Dom Luiz entende que o acordo foi descumprido. Em carta enviada na semana passada ao presidente da República, ele lembra que "o diálogo foi apenas iniciado e logo interrompido". Dom Luiz fez várias tentativas de retomar a discussão sobre o controvertido projeto. Em fevereiro deste ano, protocolou documento no Palácio do Planalto pedindo a reabertura e a continuidade do diálogo. A resposta foi o início das obras de transposição pelo Exército brasileiro.
O leitor pode imaginar o que é uma greve de fome? Quem quiser ter uma idéia pode ler a entrevista de dom Luiz à revista "Estudos Avançados" da USP ("O São Francisco, a razão e a loucura", jan./abr./ 2006, www.iea.usp.br/iea/revista). "É uma agressão tremenda", disse ele, "já que faz parte do instinto humano a preservação da vida. Só tendo uma convicção espiritual muito forte podemos vencer o instinto.
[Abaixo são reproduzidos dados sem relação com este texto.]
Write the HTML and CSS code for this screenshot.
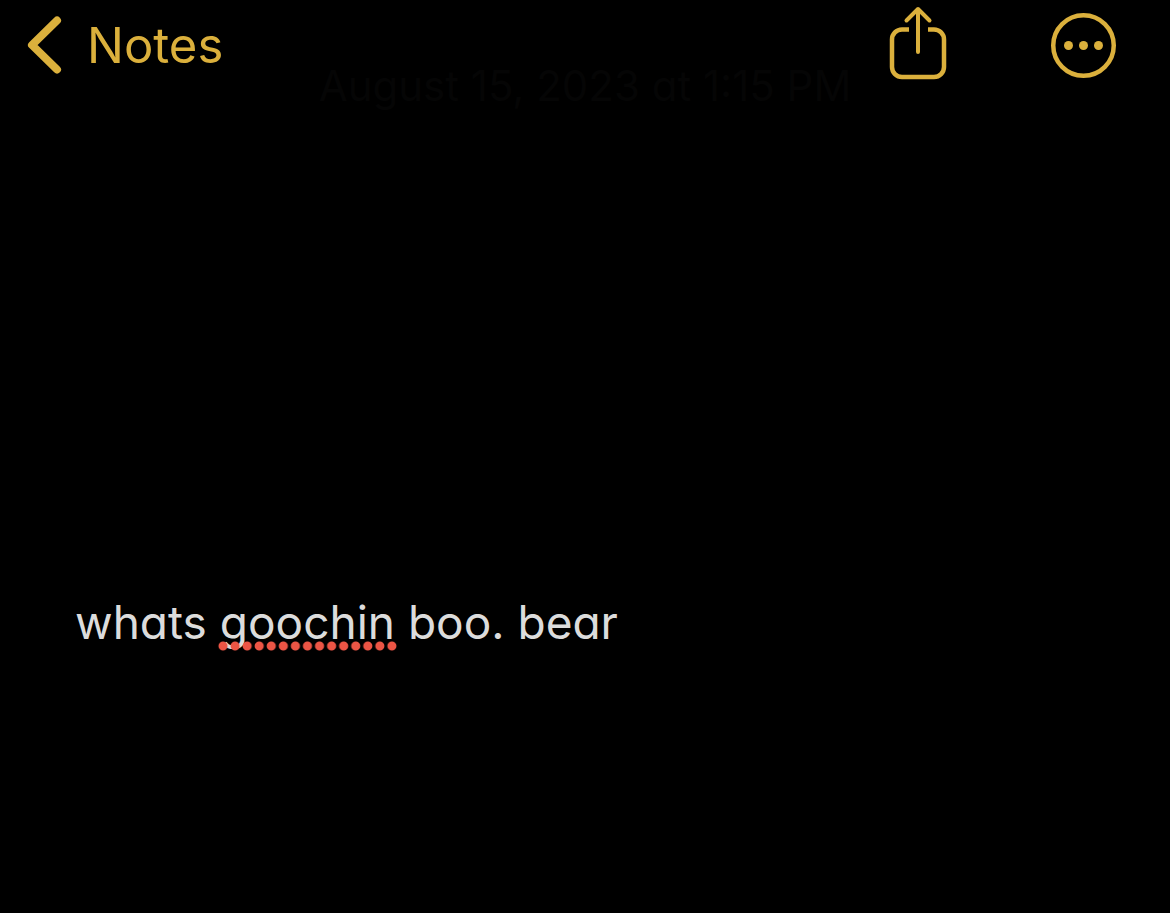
FILE: index.html
```html
<!DOCTYPE html>
<html lang="en">

<head>
    <meta charset="UTF-8">
    <meta name="viewport" content="width=device-width, initial-scale=1.0">
    <title>Notes</title>
    <link rel="stylesheet" href="styles.css">
</head>

<body>
    <header class="toolbar">
        <a class="back" href="#">
            <svg width="36" height="60" viewBox="0 0 36 60" aria-hidden="true">
                <path d="M31 5.5 L6 30 L31 54.5" />
            </svg>
            <span>Notes</span>
        </a>
        <div class="actions">
            <button type="button" aria-label="Share">
                <svg width="58" height="78" viewBox="0 0 58 78" aria-hidden="true">
                    <path d="M20 23.5 H13 A10 10 0 0 0 3 33.5 V61 A10 10 0 0 0 13 71 H45 A10 10 0 0 0 55 61 V33.5 A10 10 0 0 0 45 23.5 H39" />
                    <path class="arrow" d="M29 46 V3 M17.500 14.500 L29 3 L40.500 14.500" />
                </svg>
            </button>
            <button type="button" aria-label="More">
                <svg width="66" height="66" viewBox="0 0 66 66" aria-hidden="true">
                    <circle cx="33.500" cy="33.500" r="30.250" />
                    <circle class="dot" cx="18.500" cy="33.500" r="4.500" />
                    <circle class="dot" cx="33.500" cy="33.500" r="4.500" />
                    <circle class="dot" cx="48.500" cy="33.500" r="4.500" />
                </svg>
            </button>
        </div>
    </header>

    <main class="note">
        <p class="date">August 15, 2023 at 1:15 PM</p>
        <div class="text" contenteditable="true" spellcheck="false" role="textbox" aria-label="Note text">whats <span class="misspelled">goochin</span> boo. bear</div>
    </main>
</body>

</html>
```

FILE: styles.css
```css
* {
    box-sizing: border-box;
}

body {
    margin: 0;
    min-height: 100vh;
    background-color: #000;
    color: #dcdcdc;
    font-family: Inter, "Liberation Sans", sans-serif;
}

/* stays on top while the note scrolls under it */
.toolbar {
    position: fixed;
    top: 0;
    left: 0;
    right: 0;
    z-index: 1;
    height: 90px;
    padding: 0 54px 0 26px;
    display: flex;
    align-items: center;
    justify-content: space-between;
    color: #dbb03c;
}

.back {
    display: flex;
    align-items: center;
    gap: 25px;
    color: inherit;
    font-size: 49px;
    line-height: 60px;
    text-decoration: none;
}

.back span {
    padding-top: 2px;
}

.actions {
    display: flex;
    align-items: center;
    gap: 103px;
}

.actions button {
    padding: 0;
    border: none;
    background: none;
    color: inherit;
    cursor: pointer;
}

.toolbar svg {
    display: block;
    fill: none;
    stroke: currentColor;
    stroke-width: 4.5;
}

.toolbar .back svg {
    stroke-width: 8;
    stroke-linecap: round;
    stroke-linejoin: round;
}

.toolbar .arrow {
    stroke-width: 4;
    stroke-linecap: round;
    stroke-linejoin: round;
}

.toolbar .dot {
    fill: currentColor;
    stroke: none;
}

.note {
    padding: 62px 75px 0;
    /* single-storey a */
    font-feature-settings: "cv11";
}

.date {
    margin: 0;
    color: #050505;
    font-size: 42px;
    line-height: 48px;
    text-align: center;
}

.text {
    margin-top: 482px;
    font-size: 46px;
    line-height: 60px;
    outline: none;
}

.misspelled {
    position: relative;
}

/* spelling dots, drawn over the descenders */
.misspelled::after {
    content: "";
    position: absolute;
    left: -3px;
    right: -3px;
    bottom: -1px;
    height: 10px;
    background: radial-gradient(circle at center, #ec5545 4px, transparent 5px) left center / 12px 10px round;
    pointer-events: none;
}
```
Os quatro primeiros dias são insuportáveis e muito dolorosos porque se tem a expectativa do organismo pelo alimento que deve receber, que vem de fora. Depois disso o organismo está psicologicamente preparado, pois sabe que não vai receber nada e passa a se autoconsumir. Você não sente tanto a necessidade do alimento, mas o enfraquecimento é visível e cada vez mais você percebe a debilidade em seu corpo. Começa a faltar a memória e aparecem as dificuldades de se locomover. Depois fiquei sabendo que, pelas previsões médicas, eu agüentaria apenas mais dez dias."
Mas a determinação de dom Luiz continuou inalterada. Ele avisou diversas vezes que voltaria ao jejum se o acordo de 2005 fosse descumprido. Na carta enviada na semana passada ao presidente Lula, disse que desta vez só suspenderá a greve de fome "com a retirada do Exército nas obras do eixo norte e do eixo leste e o arquivamento definitivo do projeto de transposição das águas do rio São Francisco" (a íntegra da carta e diversos outros documentos relacionados à luta de dom Luiz podem ser encontrados no endereço eletrônico www.umavidapelavida.com.br).
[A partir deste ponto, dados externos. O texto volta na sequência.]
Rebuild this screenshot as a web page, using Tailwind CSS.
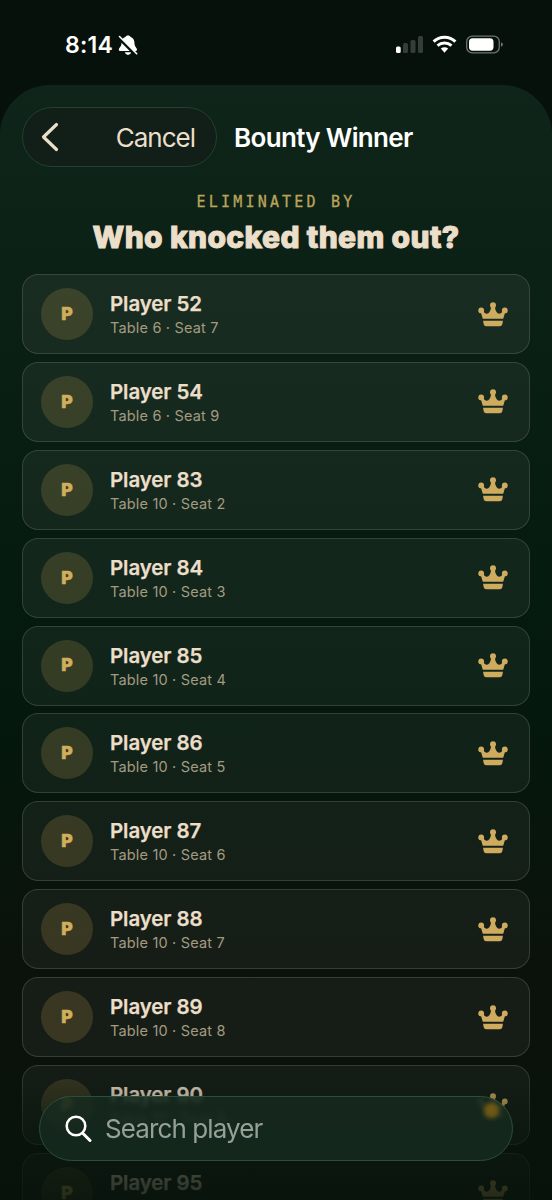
<!DOCTYPE html>
<html lang="en">
<head>
<meta charset="utf-8">
<title>Bounty Winner</title>
<script src="https://cdn.jsdelivr.net/npm/@tailwindcss/browser@4"></script>
</head>
<body class="h-[1200px] w-[552px] overflow-hidden bg-[#07110c] font-['Inter',sans-serif]">
<svg class="hidden"><symbol id="crown" viewBox="0 0 30 25"><g fill="currentColor"><circle cx="3.200" cy="8.400" r="2.900"/><circle cx="15" cy="3.300" r="3"/><circle cx="26.800" cy="8.400" r="2.900"/><path d="M2.600 9.500L5 8.500Q6.600 12 8.800 11.800Q12.200 11.300 13.300 4.500h3.400Q17.800 11.300 21.200 11.800Q23.400 12 25 8.500L27.400 9.500L25.200 16.700H4.800Z"/><path d="M5.100 18.700H24.900L24.400 22Q23.900 24.300 21.700 24.300H8.300Q6.100 24.300 5.600 22Z"/></g></symbol></svg>
<div class="relative flex h-full flex-col">
  <header class="flex h-[85px] shrink-0 items-start justify-between pt-[33px] pr-[48px] pl-[65px] text-white">
    <div class="flex items-center gap-[5px]">
      <span class="text-[23px] leading-6 font-semibold tracking-[0.200px]">8:14</span>
      <svg width="20" height="22" viewBox="0 0 20 22"><path fill="#fff" d="M10 1.500C8.700 1.500 7.700 2.100 7.300 3C4.300 4.200 3.500 6.700 3.500 9.300C3.500 13 .8 13.500 .8 15.800Q.8 17 2 17H17.500Q19 17 19 15.500C18.900 13.600 16.500 13 16.500 9.300C16.500 6.500 15.500 4.200 12.700 3C12.300 2.100 11.300 1.500 10 1.500ZM6.800 18.300H13.200Q12.500 21 10 21Q7.500 21 6.800 18.300Z"/><path d="M.5 3.500L17.500 20.500" stroke="#07110c" stroke-width="3.200"/><path d="M1.500 2.500L18.700 19.700" stroke="#fff" stroke-width="1.600" stroke-linecap="round"/></svg>
    </div>
    <svg class="mt-[2px]" width="109" height="20" viewBox="0 0 109 20" fill="none"><rect x="1" y="11.500" width="4.700" height="6.500" rx="1.500" fill="#fff"/><g fill="#343d38"><rect x="8" y="8" width="5" height="10" rx="1.500"/><rect x="15.500" y="5" width="5" height="13" rx="1.500"/><rect x="23" y="1" width="5" height="17" rx="1.500"/></g><g stroke="#fff" stroke-width="3"><path d="M38.600 6.600C44.700.8 54.300.8 60.400 6.600M42.500 10.700C46.500 7.200 52.500 7.200 56.500 10.700"/><path d="M45.800 13.600Q49.500 10.900 53.200 13.600L49.500 17.700Z" fill="#fff" stroke="none"/></g><rect x="71.700" y="1.200" width="32.600" height="16.600" rx="5.500" stroke="#6e7571" stroke-width="1.300"/><rect x="74" y="3.300" width="24.500" height="12.400" rx="3.600" fill="#fff"/><path d="M106 7.200Q108 8 108 9.500T106 11.800Z" fill="#6e7571"/></svg>
  </header>
  <main class="flex h-[1115px] shrink-0 flex-col overflow-hidden rounded-t-[50px] bg-linear-to-b from-[#10251a] via-[#04180d] via-57% to-[#0a120b] to-78% px-[22px] pt-[22px]">
    <div class="flex h-[60px] shrink-0 items-center">
      <div class="flex h-[60px] w-[195px] items-center justify-between rounded-full border border-[#21422f] bg-[#121e18] pr-[21px] pl-[18px] text-[#eadfc8]">
        <svg width="19" height="30" viewBox="0 0 19 30"><path d="M15.500 2.500L2.500 15L15.500 27.500" fill="none" stroke="currentColor" stroke-width="3.200" stroke-linecap="round" stroke-linejoin="round"/></svg>
        <span class="text-[26px] tracking-[-1px]">Cancel</span>
      </div>
      <h1 class="ml-[17px] text-[26px] font-semibold tracking-[-0.650px] whitespace-nowrap text-white">Bounty Winner</h1>
    </div>
    <p class="mt-[26px] text-center font-['DejaVu_Sans_Mono',monospace] text-[15px] leading-[18px] tracking-[3.200px] text-[#bba45a] [-webkit-text-stroke:0.300px_#bba45a]">ELIMINATED BY</p>
    <h2 class="mt-[7px] h-[38px] shrink-0 text-center text-[30px] leading-[38px] font-extrabold tracking-[0.350px] whitespace-nowrap text-[#ecdfca] [-webkit-text-stroke:1px_#ecdfca]">Who knocked them out?</h2>
    <ul id="players" class="mt-[18px] flex flex-col gap-[7.900px]"></ul>
  </main>
  <div class="absolute inset-x-0 top-[1060px] h-[140px] bg-linear-to-b from-[#06140b]/0 via-[#06140b]/70 via-65% to-[#06120a]/85"></div>
  <div class="absolute top-[1096px] left-[39px] flex h-[65px] w-[474px] items-center gap-[13px] rounded-full border border-[#2a5039] bg-[#162a1f]/85 pl-[25px] backdrop-blur-[2px]">
    <svg width="27" height="28" viewBox="0 0 27 28" fill="none" stroke="#fff" stroke-width="2.500" stroke-linecap="round"><circle cx="11" cy="11" r="9.300"/><path d="M18 18.500L25 25.500" stroke-width="3"/></svg>
    <span class="text-[26px] tracking-[-0.900px] text-[#95a099]">Search player</span>
    <span class="absolute top-[6px] left-[444px] size-[15px] rounded-full bg-[#8a6510]/75 blur-[2px]"></span>
  </div>
</div>
<script>
const players = [[52,6,7],[54,6,9],[83,10,2],[84,10,3],[85,10,4],[86,10,5],[87,10,6],[88,10,7],[89,10,8],[90,10,9],[95,11,5]];
document.getElementById('players').innerHTML = players.map(([n,t,s]) => `
<li class="flex h-[80px] shrink-0 items-center rounded-[16px] border border-[#c9b890]/20 bg-[#d8dce0]/6 pr-[21.500px] pl-[18px]">
  <div class="flex size-[52px] items-center justify-center rounded-full bg-[#c9a050]/20 text-[17.500px] font-black text-[#cfae5c] [-webkit-text-stroke:0.400px_#cfae5c]">P</div>
  <div class="ml-[17px] flex-1 pt-[2px]"><div class="text-[20.500px] leading-[26px] font-semibold tracking-[-0.100px] text-[#ecdfca] [-webkit-text-stroke:0.250px_#ecdfca]">Player ${n}</div><div class="text-[14.500px] leading-[22px] tracking-[0.180px] text-[#a39b80]">Table ${t} · Seat ${s}</div></div>
  <svg class="text-[#cfab60]" width="30" height="25"><use href="#crown"/></svg>
</li>`).join('');
</script>
</body>
</html>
A morte dom Luiz seria uma imensa perda. O governo precisa escutar o seu apelo. Em artigo publicado na Agência Carta Maior, em março último, Leonardo Boff, que conhece dom Luiz há muitos anos, já advertira que, se o governo implementasse o projeto sem levar em conta a existência de alternativas que muitos especialistas consideram mais baratas e socialmente mais eficazes, "podemos contar com nova greve de fome do bispo".
E acrescentou: "Entre o povo que não quer a transposição e as pressões de autoridades civis e eclesiásticas, dom Luiz ficará do lado do povo. E irá até o fim. Então a transposição será aquela da maldição, feita à custa da vida de um bispo santo e evangélico. Estará o governo disposto a carregar essa pecha pelo futuro afora?".


PAULO NOGUEIRA BATISTA JR. , 52, escreve às quintas-feiras nesta coluna. Diretor-executivo no FMI, representa um grupo de nove países (Brasil, Colômbia, Equador, Guiana, Haiti, Panamá, República Dominicana, Suriname e Trinidad e Tobago).